Strijdkrachten van de Europese Unie
Uit Wikipedia, de vrije encyclopedia
De strijdkrachten van de Europese Unie omvatten de verschillende samenwerkingsstructuren die er zijn ingesteld tussen de krijgsmachten van de lidstaten, zowel intergouvernementeel als binnen het institutionele raamwerk van de Europese Unie: het Gemeenschappelijk veiligheids- en defensiebeleid (GVDB) als tak van het Gemeenschappelijk buitenlands en veiligheidsbeleid (GBVB).
Het beleidsterrein van defensie is voornamelijk het domein van natiestaten en het belangrijkste militaire bondgenootschap Europa blijft de intergouvernementele Noord-Atlantische Verdragsorganisatie (NAVO), waaronder 22 EU-lidstaten (van de 27) vallen en 7 Europese niet-EU-landen (Albanië, IJsland, Noord-Macedonië, Montenegro, Turkije en Noorwegen en het Verenigd Koninkrijk) en de Verenigde Staten en Canada. De ontwikkeling van het GVDB in verband met de bestaande rol van de NAVO is een omstreden zaak. De militaire vorm van Europese integratie is echter geïntensiveerd in het begin van de 21e eeuw, hetgeen heeft geleid tot het uitvoeren van verschillende militaire interventies van de EU (30) en de oprichting van "EU Battlegroups". De laatsten zijn echter nog nooit ingezet bij operaties, en andere recente voorbeelden van militaire integratie, zoals het Eurokorps, de European Gendarmerie Force en het European Air Transport Command, zijn intergouvernementeel en vallen buiten het (supranationale) institutionele raamwerk van de Unie.
Artikel 42 van het Verdrag van Maastricht voorziet in substantiële militaire integratie binnen het institutionele raamwerk van de Unie.[1] Volledige integratie is een optie die unanimiteit vereist in de Europese Raad van regeringsleiders. Voorlopig verkeert dit proces in een impasse, met name door de kritische houding van het Verenigd Koninkrijk.

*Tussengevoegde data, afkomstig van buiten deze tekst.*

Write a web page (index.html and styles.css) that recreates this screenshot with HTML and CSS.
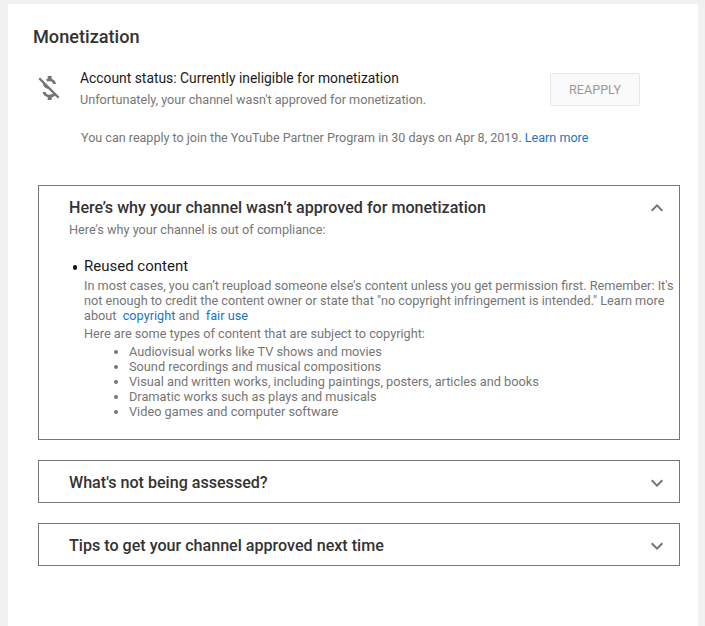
FILE: index.html
```html
<!DOCTYPE html>
<html lang="en">
<head>
<meta charset="utf-8">
<title>Monetization</title>
<link rel="stylesheet" href="styles.css">
</head>
<body>
<main class="card">
  <h1 class="title">Monetization</h1>
  <section class="status">
    <svg class="status-icon" viewBox="0 0 24 24" width="32" height="32"><path d="M12.5 6.9c1.78 0 2.44.85 2.5 2.1h2.21c-.07-1.72-1.12-3.3-3.21-3.81V3h-3v2.16c-.53.12-1.03.3-1.48.54l1.47 1.47c.41-.17.91-.27 1.51-.27zM5.33 4.06L4.06 5.33 7.5 8.77c0 2.08 1.56 3.21 3.91 3.91l3.51 3.51c-.34.48-1.05.91-2.42.91-2.06 0-2.87-.92-2.98-2.1h-2.2c.12 2.19 1.76 3.42 3.68 3.83V21h3v-2.15c.96-.18 1.83-.55 2.46-1.12l2.22 2.22 1.27-1.27L5.33 4.06z"/></svg>
    <div class="status-text">
      <div class="status-head">Account status: Currently ineligible for monetization</div>
      <div class="status-sub">Unfortunately, your channel wasn't approved for monetization.</div>
    </div>
    <button class="reapply" type="button" disabled>REAPPLY</button>
  </section>
  <p class="notice">You can reapply to join the YouTube Partner Program in 30 days on Apr 8, 2019. <a href="#">Learn more</a></p>

  <section class="panel panel-open">
    <div class="panel-head">
      <h2>Here’s why your channel wasn’t approved for monetization</h2>
      <svg class="chev" viewBox="0 0 24 24" width="24" height="24"><path d="M7.41 15.41L12 10.83l4.59 4.58L18 14l-6-6-6 6z"/></svg>
    </div>
    <p class="panel-sub">Here's why your channel is out of compliance:</p>
    <ul class="reasons">
      <li>
        <div class="reason-name">Reused content</div>
        <p class="reason-copy">In most cases, you can’t reupload someone else's content unless you get permission first. Remember: It's not enough to credit the content owner or state that "no copyright infringement is intended." Learn more about&nbsp; <a href="#">copyright</a> and&nbsp; <a href="#">fair use</a></p>
        <p class="reason-lead">Here are some types of content that are subject to copyright:</p>
        <ul class="types">
          <li>Audiovisual works like TV shows and movies</li>
          <li>Sound recordings and musical compositions</li>
          <li>Visual and written works, including paintings, posters, articles and books</li>
          <li>Dramatic works such as plays and musicals</li>
          <li>Video games and computer software</li>
        </ul>
      </li>
    </ul>
  </section>

  <section class="panel">
    <div class="panel-head">
      <h2>What's not being assessed?</h2>
      <svg class="chev" viewBox="0 0 24 24" width="24" height="24"><path d="M7.41 8.59L12 13.17l4.59-4.58L18 10l-6 6-6-6z"/></svg>
    </div>
  </section>

  <section class="panel">
    <div class="panel-head">
      <h2>Tips to get your channel approved next time</h2>
      <svg class="chev" viewBox="0 0 24 24" width="24" height="24"><path d="M7.41 8.59L12 13.17l4.59-4.58L18 10l-6 6-6-6z"/></svg>
    </div>
  </section>
</main>
</body>
</html>
```
FILE: styles.css
```css
* { box-sizing: border-box; }
html, body { height: 100%; }
body {
  margin: 0;
  padding: 4px 7px 0 8px;
  background: #f1f1f1;
  font-family: Roboto, "Liberation Sans", sans-serif;
  overflow: hidden;
}
.card {
  background: #fff;
  height: 622px;
  padding: 21px 18px 0 30px;
}
.title {
  margin: 0 0 0 -5px;
  font-size: 18.15px;
  line-height: 24px;
  font-weight: 500;
  color: #333;
}
.status {
  display: flex;
  align-items: flex-start;
  margin-top: 18px;
}
.status-icon {
  fill: #757575;
  flex: none;
  margin: 5px 15px 0 -5px;
}
.status-text { width: 470px; padding-top: 1px; }
.status-head {
  font-size: 13.87px;
  line-height: 20px;
  color: #1a1a1a;
}
.status-sub {
  margin-top: 2px;
  font-size: 12.65px;
  line-height: 20px;
  color: #767676;
}
.reapply {
  flex: none;
  width: 90px;
  height: 33px;
  margin-top: 6px;
  border: 1px solid #e8e8e8;
  border-radius: 2px;
  background: #fafafa;
  color: #9a9a9a;
  font: 400 12.6px Roboto, sans-serif;
}
.notice {
  margin: 18px 0 37px 43px;
  font-size: 12.55px;
  line-height: 20px;
  color: #767676;
}
a { color: #1a76c4; text-decoration: none; }
.panel {
  border: 1px solid #777;
  margin-bottom: 20px;
}
.panel-head {
  display: flex;
  align-items: center;
  justify-content: space-between;
  height: 41px;
  padding: 2px 10px 0 30px;
}
.panel-head h2 {
  margin: 0;
  font-size: 16.1px;
  line-height: 22px;
  font-weight: 500;
  color: #333;
}
.chev { fill: #757575; flex: none; margin-top: 1px; }
.panel-open { height: 255px; }
.panel-sub {
  margin: -6px 0 0 30px;
  font-size: 12.7px;
  line-height: 18px;
  color: #767676;
}
.reasons {
  list-style: none;
  margin: 17px 0 0;
  padding: 0 0 0 45px;
}
.reasons > li { position: relative; }
.reasons > li::before {
  content: "";
  position: absolute;
  left: -11.5px;
  top: 9px;
  width: 4.5px;
  height: 4.5px;
  border-radius: 50%;
  background: #111;
}
.reason-name {
  font-size: 15px;
  line-height: 20px;
  color: #1a1a1a;
}
.reason-copy {
  margin: 2px 0 0;
  font-size: 12.7px;
  line-height: 15px;
  color: #767676;
}
.reason-lead {
  margin: 3px 0 0;
  font-size: 12.7px;
  line-height: 15px;
  color: #767676;
}
.types {
  list-style: disc;
  margin: 3px 0 0;
  padding: 0 0 0 45px;
  font-size: 12.75px;
  line-height: 15px;
  color: #767676;
}
```
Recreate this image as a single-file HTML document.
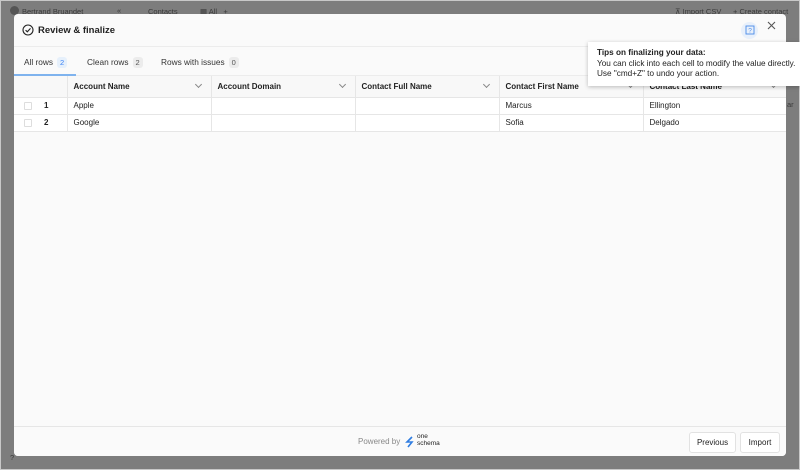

Artikel 42 voorziet ook in een permanente gestructureerde samenwerking tussen de krijgsmachten van een groep lidstaten. Anno 2015 is deze optie nog niet gebruikt, hoewel prominente leiders zoals voormalig Frans president Nicolas Sarkozy, Duits bondskanselier Angela Merkel, voormalig Italiaans minister van buitenlandse zaken Franco Frattini en voormalig Belgisch premier Guy Verhofstadt publiekelijk hebben opgeroepen tot een gemeenschappelijke defensie voor de Unie.[2][3][4] Het debat is echter geïntensiveerd door de confrontatie tussen de EU en Rusland door de Oekraïnecrisis. Hierdoor zijn er nieuwe oproepen gekomen voor een Europees leger door EU-commissievoorzitter Jean-Claude Juncker en andere Europese leiders en beleidsmakers zoals het hoofd van het buitenlands beleidcomité van het Duitse parlement, Norbert Röttgen, die zei dat een EU-leger “een Europese visie is wiens tijd nu gekomen is”.[5][6]